Ces peuples ont généralement beaucoup de
dispositions pour les arts. A la vérité je ne saurais dire que la
Peinture ait fait jusqu'ici des progrès remarquables parmi eux; mais
ils réussissent bien dans la Musique et la Poésie...
On ne saurait nier que ces peuples ne
soient agités par de violentes passions. La force et la vigueur
d'esprit qu'on leur reconnaît de même, sont les principes qui
forment les hommes bons ou méchants à un degré supérieur. J'aime ces
caractères où il « y a de l'étoffe », me disait un jour M. Rousseau;
un jour que nous nous entretenions, au Val-de-Travers, sur ceux de
différentes nations! C'était bien dit : un esprit faible et
languissant n'est point en état de soutenir le poids des grandes
vertus. Ce n'est que de la fermeté et de la vivacité qu'on doit
attendre des caractères d'un rare mérite.
Ces insulaires sont propres à tout. Mais
leur destinée n'a laissé voir en eux qu'un naturel féroce et
intraitable. Ce qu'ils ont eu occasion de montrer, ils l'ont
toujours fait avec distinction...
Les Corses, disent les auteurs de
l'Encyclopédie, sont remuants, vindicatifs et belliqueux.
Leurs efforts contre la tyrannie ne
pouvaient les faire paraître sous un autre aspect.
Montesquieu les
caractérise ainsi : "Les Corses sont une poignée d'hommes aussi
braves et aussi délibérés que les Anglais. On ne les domptera, je
crois, que par la prudence et la bonté. On peut voir, par leur
exemple, quel courage et quelle vertu donne aux hommes l'amour de la
liberté, et qu'il est dangereux et injuste de l'opprimer".
Leurs mœurs ont beaucoup de rapport à
celles des anciens Germains.
On peu dire de la
Corse ce que Tacite rapporte de l'ancienne Germanie: « Nemo illic vitia ridet; nec
corrumpere et corrumpi fœculum vocatur. » (Personne n'y rit au vice,
et la corruption n'y est point à la mode.) Les Corses, comme les
anciens Germains, sont extrêmement paresseux. Les femmes font la
plus grande partie des travaux pénibles ; ce qui est aussi la
coutume parmi les montagnards écossais.
Cependant ces insulaires sont très actifs
en guerre, de même que les Germains dont Tacite dit que « par une
merveilleuse diversité de la nature, les mêmes hommes sont à la fois
amis de l'oisiveté et ennemis du repos ». (Mira diversitate naturœ
cum iidem homines sic ament inertiam et oderint quietem).
Malgré
tout ce qu'a fait Paoli pour exciter ses compatriotes au travail, il
n'a pu encore vaincre entièrement leur répugnance à cet égard; et
chaque année l'on emploie dans l'île 800 à 1,000 Sardes et Lucquois,
comme artisans et laboureurs.
M. de Montesquieu observe que toutes les
nations paresseuses sont aussi orgueilleuses ; ce qui est le cas des
Corses, à quoi leurs succès dans la guerre n'ont pas peu contribué,
comme je l'ai remarqué ailleurs. Il propose un très bon remède pour
ce mal.
« On pourrait, dit-il, tourner l'effet
contre la cause et détruire la paresse par l'orgueil. Dans le Midi
de l'Europe, où les peuples sont si fort frappés par le point
d'honneur, il serait bon de donner des prix aux laboureurs qui
auraient porté le plus loin leur industrie. Cette pratique a réussi
de nos jours en Irlande ; elle y a établi une des plus importantes
manufactures de toile qui soient en Europe».

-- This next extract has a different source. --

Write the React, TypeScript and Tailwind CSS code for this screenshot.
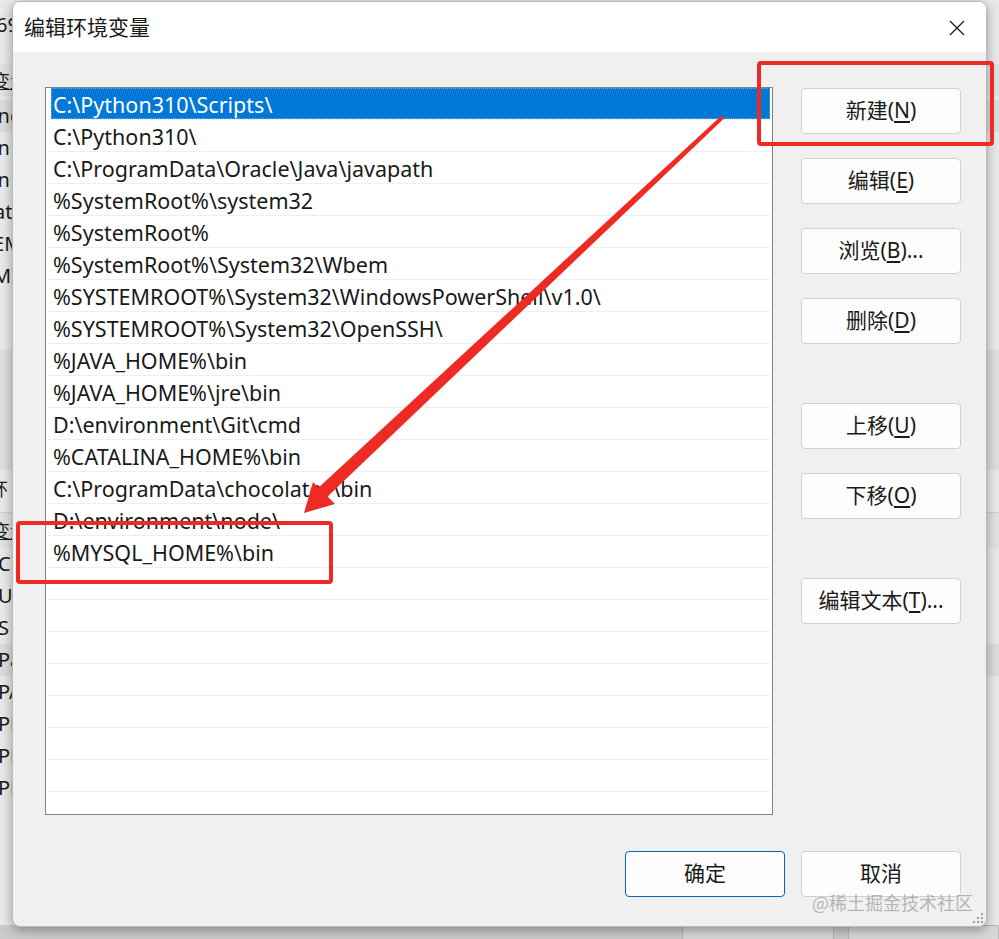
import React from "react";

const FONT = { fontFamily: '"Noto Sans", "Noto Sans CJK SC", sans-serif' };
const CJK = { fontFamily: '"Noto Sans CJK SC", sans-serif' };

const PATHS = [
  "C:\\Python310\\Scripts\\",
  "C:\\Python310\\",
  "C:\\ProgramData\\Oracle\\Java\\javapath",
  "%SystemRoot%\\system32",
  "%SystemRoot%",
  "%SystemRoot%\\System32\\Wbem",
  "%SYSTEMROOT%\\System32\\WindowsPowerShell\\v1.0\\",
  "%SYSTEMROOT%\\System32\\OpenSSH\\",
  "%JAVA_HOME%\\bin",
  "%JAVA_HOME%\\jre\\bin",
  "D:\\environment\\Git\\cmd",
  "%CATALINA_HOME%\\bin",
  "C:\\ProgramData\\chocolatey\\bin",
  "D:\\environment\\node\\",
  "%MYSQL_HOME%\\bin",
];

const ROWS = 22;

// the 环境变量 window behind the dialog, only its left edge peeks out
const BACK_TOP = ["One", "On", "On", "Pat", "TEM", "TM"];
const BACK_BOTTOM = ["C", "U", "S", "Pat", "PA", "PR", "PR", "PR"];

function Btn({ label, hot, tail = "", primary = false }: { label: string; hot?: string; tail?: string; primary?: boolean }) {
  return (
    <button
      className={`flex h-[46px] w-[160px] items-center justify-center rounded-[4px] bg-[#fdfdfd] text-[21px] text-[#1a1a1a] ${
        primary ? "border border-[#0067c0]" : "border border-[#d1d1d1]"
      }`}
      style={FONT}
    >
      {label}
      {hot && (
        <>
          (<span className="underline underline-offset-[3px]">{hot}</span>){tail}
        </>
      )}
    </button>
  );
}

function BackWindow() {
  return (
    <div className="flex h-full w-full flex-col text-[20px] text-[#1a1a1a]">
      <div className="-ml-[4px] h-[64px] pt-[10px] leading-[30px]">69</div>
      <div className="flex h-[32px] items-center bg-[#e2e2e2] -indent-[8px] text-[18px] underline" style={CJK}>变量</div>
      <div className="flex flex-col pt-[4px]">
        {BACK_TOP.map((t, i) => (
          <div key={i} className={`h-[32px] -indent-[18px] leading-[32px] ${i === 0 ? "bg-[#dcdcdc]" : ""}`}>
            {t}
          </div>
        ))}
      </div>
      <div className="mt-[58px] h-[120px] shrink-0 bg-[#dedede]" />
      <div className="h-[42px] -indent-[10px] text-[18px] leading-[36px]" style={CJK}>环</div>
      <div className="flex h-[36px] shrink-0 items-center border-t border-[#cfcfcf] bg-[#e2e2e2] -indent-[8px] text-[18px] underline" style={CJK}>
        变量
      </div>
      <div className="flex flex-col">
        {BACK_BOTTOM.map((t, i) => (
          <div key={i} className={`h-[32px] -indent-[2px] leading-[32px] ${i === 3 ? "bg-[#dcdcdc]" : ""}`}>
            {t}
          </div>
        ))}
      </div>
      <div className="mt-auto flex h-[14px] shrink-0 gap-[14px] bg-[#cbcbcb] pl-[682px]">
        <div className="h-[24px] w-[200px] rounded-[4px] border border-[#b5b5b5] bg-[#d8d8d8]" />
        <div className="h-[24px] w-[200px] rounded-[4px] border border-[#b5b5b5] bg-[#d8d8d8]" />
      </div>
    </div>
  );
}

export default function App() {
  return (
    <div className="relative h-[939px] w-[999px] overflow-hidden bg-[#e9e9e9]" style={FONT}>
      <BackWindow />

      {/* dialog */}
      <div className="absolute left-[12px] top-px flex h-[926px] w-[975px] flex-col overflow-hidden rounded-[8px] border border-[#b9b9b9] bg-[#f0f0f0] shadow-[0_3px_12px_rgba(0,0,0,0.35)]">
        <div className="flex h-[50px] shrink-0 items-center justify-between bg-white pl-[11px] pr-[20px]">
          <span className="text-[21px] text-[#1a1a1a]" style={CJK}>
            编辑环境变量
          </span>
          <svg width="18" height="18" viewBox="0 0 18 18" className="mt-[2px]">
            <path d="M2 2L16 16M16 2L2 16" stroke="#1a1a1a" strokeWidth="1.3" />
          </svg>
        </div>

        <div className="flex pl-[32px] pt-[35px]">
          <div className="h-[728px] w-[728px] overflow-hidden border border-[#828282] bg-white px-[2px]">
            {Array.from({ length: ROWS }).map((_, i) => {
              const sel = i === 0;
              return (
                <div key={i} className="h-[32px] border-b border-[#efefef]">
                  <div
                    className={`ml-[3px] flex h-[31px] items-center whitespace-nowrap pl-[2px] pt-[4px] text-[21.5px] ${
                      sel ? "bg-[#0078d7] text-white outline-1 outline-dotted -outline-offset-1 outline-[#6aa9e6]" : "text-[#1a1a1a]"
                    }`}
                  >
                    {PATHS[i]}
                  </div>
                </div>
              );
            })}
          </div>

          <div className="ml-[28px] flex flex-col pt-[1px]">
            <div className="flex flex-col gap-[24px]">
              <Btn label="新建" hot="N" />
              <Btn label="编辑" hot="E" />
              <Btn label="浏览" hot="B" tail="..." />
              <Btn label="删除" hot="D" />
            </div>
            <div className="mt-[59px] flex flex-col gap-[24px]">
              <Btn label="上移" hot="U" />
              <Btn label="下移" hot="O" />
            </div>
            <div className="mt-[59px]">
              <Btn label="编辑文本" hot="T" tail="..." />
            </div>
          </div>
        </div>

        <div className="mt-[36px] flex justify-end gap-[16px] pr-[25px]">
          <Btn label="确定" primary />
          <Btn label="取消" />
        </div>

        <div className="mt-auto flex justify-end pb-[3px] pr-[3px]">
          <div className="grid grid-cols-3 gap-[2px]">
            {[0, 0, 1, 0, 1, 1, 1, 1, 1].map((v, i) => (
              <span key={i} className={`h-[2px] w-[2px] ${v ? "bg-[#a0a0a0]" : ""}`} />
            ))}
          </div>
        </div>
      </div>

      {/* watermark */}
      <div className="absolute left-[812px] top-[889px] text-[18px] text-[#a0a0a0]/75" style={CJK}>
        @稀土掘金技术社区
      </div>

      {/* red annotations */}
      <div className="absolute left-[757px] top-[61px] h-[85px] w-[237px] rounded-[4px] border-[4px] border-[#ee2a24]" />
      <div className="absolute left-[16px] top-[521px] h-[63px] w-[317px] rounded-[4px] border-[4px] border-[#ee2a24]" />
      <svg className="pointer-events-none absolute inset-0" width="999" height="939">
        <polygon points="721.5,115.5 724,118.5 326,498 317,489" fill="#ee2a24" />
        <polygon points="304,513 313,482 335,504" fill="#ee2a24" />
      </svg>
    </div>
  );
}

Les Corses aiment fort à s'asseoir autour
d'un feu, coutume qui semble être particulière aux nations agrestes.
On la trouve établie chez les Indiens de l'Amérique septentrionale,
et les anciens Germains « passaient toute la journée auprès du feu ».
Il y a eu anciennement diverses coutumes
fort étranges en Corse... Il en subsiste encore quelques-unes fort
bizarres, surtout les cérémonies qu'ils observent aux funérailles de leurs parents...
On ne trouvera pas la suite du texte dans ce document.